Prompt
Send back the entries below exactly as they appear.

(Records with interface code)

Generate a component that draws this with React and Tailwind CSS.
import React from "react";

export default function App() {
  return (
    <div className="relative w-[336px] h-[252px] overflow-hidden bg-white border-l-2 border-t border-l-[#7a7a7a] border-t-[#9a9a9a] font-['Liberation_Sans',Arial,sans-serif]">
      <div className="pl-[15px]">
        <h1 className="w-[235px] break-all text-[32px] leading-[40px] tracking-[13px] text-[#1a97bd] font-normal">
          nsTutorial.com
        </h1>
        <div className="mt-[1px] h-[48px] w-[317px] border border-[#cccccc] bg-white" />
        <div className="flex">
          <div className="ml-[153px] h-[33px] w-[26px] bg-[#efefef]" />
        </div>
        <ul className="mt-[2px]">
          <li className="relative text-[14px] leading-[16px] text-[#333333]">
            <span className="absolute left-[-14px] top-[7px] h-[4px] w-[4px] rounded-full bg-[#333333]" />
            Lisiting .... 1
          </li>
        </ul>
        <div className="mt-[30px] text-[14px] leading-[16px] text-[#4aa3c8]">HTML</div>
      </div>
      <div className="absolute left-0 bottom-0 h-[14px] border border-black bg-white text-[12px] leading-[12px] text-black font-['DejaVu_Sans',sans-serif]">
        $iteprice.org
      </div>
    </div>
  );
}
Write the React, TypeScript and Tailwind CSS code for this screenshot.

Reply to the task
Generate a component that draws this with React and Tailwind CSS.
import React from "react";

export default function App() {
  return (
    <div className="relative w-[336px] h-[252px] overflow-hidden bg-white border-l-2 border-t border-l-[#7a7a7a] border-t-[#9a9a9a] font-['Liberation_Sans',Arial,sans-serif]">
      <div className="pl-[15px]">
        <h1 className="w-[235px] break-all text-[32px] leading-[40px] tracking-[13px] text-[#1a97bd] font-normal">
          nsTutorial.com
        </h1>
        <div className="mt-[1px] h-[48px] w-[317px] border border-[#cccccc] bg-white" />
        <div className="flex">
          <div className="ml-[153px] h-[33px] w-[26px] bg-[#efefef]" />
        </div>
        <ul className="mt-[2px]">
          <li className="relative text-[14px] leading-[16px] text-[#333333]">
            <span className="absolute left-[-14px] top-[7px] h-[4px] w-[4px] rounded-full bg-[#333333]" />
            Lisiting .... 1
          </li>
        </ul>
        <div className="mt-[30px] text-[14px] leading-[16px] text-[#4aa3c8]">HTML</div>
      </div>
      <div className="absolute left-0 bottom-0 h-[14px] border border-black bg-white text-[12px] leading-[12px] text-black font-['DejaVu_Sans',sans-serif]">
        $iteprice.org
      </div>
    </div>
  );
}
Write the React, TypeScript and Tailwind CSS code for this screenshot.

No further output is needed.